Koloğlu, kendisinin de bir dönem Libya'da bir üniversitede ders verdiğini ifade ederek, "Ancak şunu gördüm ki Muammer Kaddafi yönetimi, Libya'da Üniversite gençliğini sürekli kontrol altında tutmaya çalışıyor ve yönlendirmek için de öğrencileri futbol sahalarında toplar ve onlara konuşma yapardı. Bu yüzden derslerde öğrenci bulamazdık. Yani Libya'da bir eğitim sorunu var" diye konuştu.

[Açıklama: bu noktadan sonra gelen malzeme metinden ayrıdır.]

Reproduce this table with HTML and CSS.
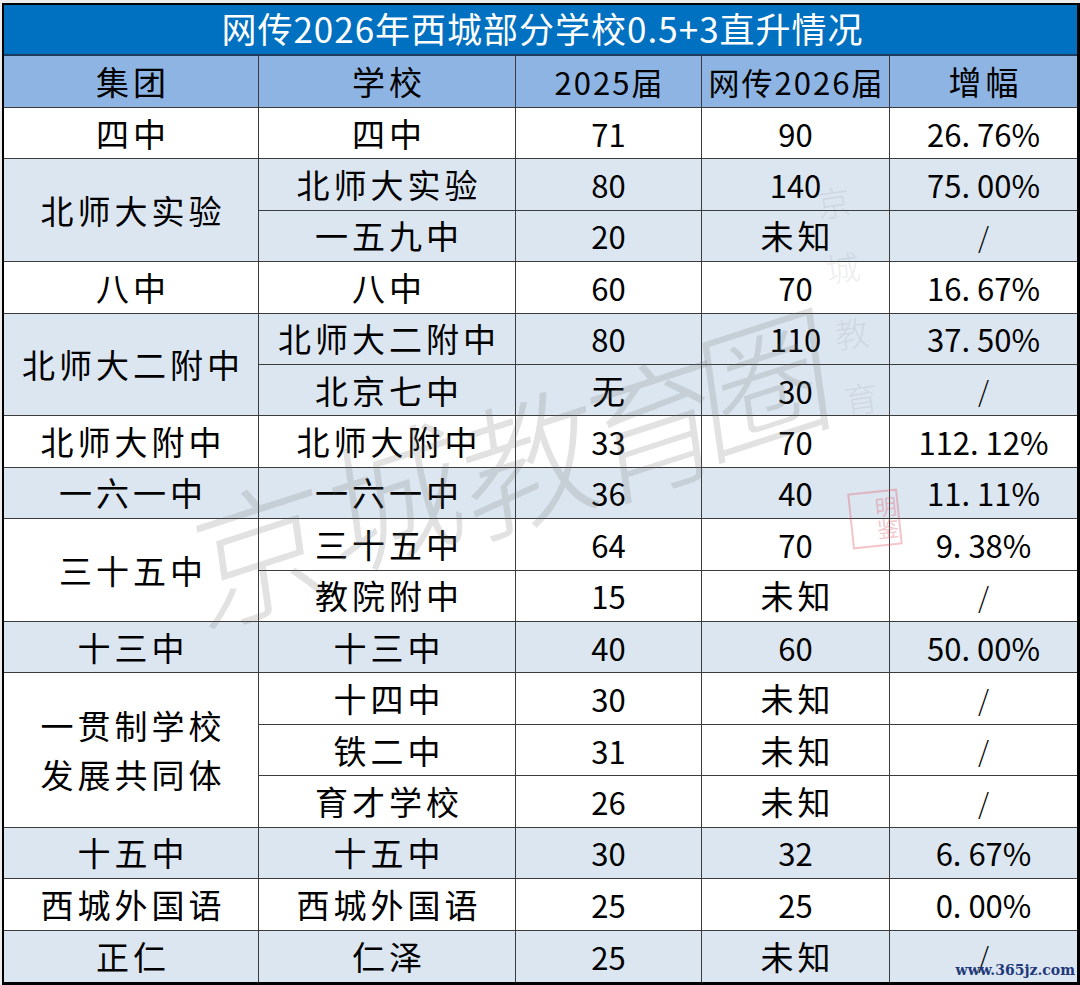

Libya halkının, üretim yapmayan, devlet tarafından sabit bir maaşla geçimini sağlayan bir tüketim toplumu olduğunu vurgulayan Koloğlu, şunları kaydetti: "Basında, şimdi Libya'da yaşanan olaylar, halkın demokrasi talebi olarak yazılıyor. Hayır öyle değil. Libya'da öyle söylenildiği gibi bir demokrasi talebi yok. Orada yaşayanların demokrasiden bile haberleri yok. Eğitimsiz bir halk var orada. Libya'da yaşananlar, aşiretler halinde yaşayan ve üretmeden belli bir maaşla geçinen halkın ekonomik olarak daha fazla pay istemesinden kaynaklanıyor. Tabii bunları kışkırtan dış güçler de var işin içinde. "
LİBYA MÜDAHALESİ
Libya'ya yapılan müdahaleyi de değerlendiren Koloğlu, "ABD, isteseydi Kaddafi'yi 1980'lerde bitirebilirdi ama bitirmedi. Çünkü Kaddafi kadar Arap dünyasını parçalayabilen başka bir lider yoktu. Kaddafi sayesinde, Arap Birliği çalıştırılmadı. Kaddafi'nin bu görevi tamamlanmış durumda ve artık Kaddafi'yi bitirme planı uygulamaya konuldu" değerlendirmesinde bulundu.
Kaddafi'nin Türkiye'ye yaptığı yardımlara da değinen Koloğlu, "Kıbrıs'ta Türk uçakları için yakıt yardımında bulunan Kaddafi, Türkiye ekonomisinin dışa açılmasını da sağlayan kişidir. Kaddafi, Türk inşaat şirketlerini ülkesine davet ederek, büyük işler yaptırdı ve ondan sonra Türk müteahhitler dünyaya açılarak bugünkü seviyeye geldi. Bu anlamda şükranlarımızı da sunmamız gerekiyor" diye konuştu.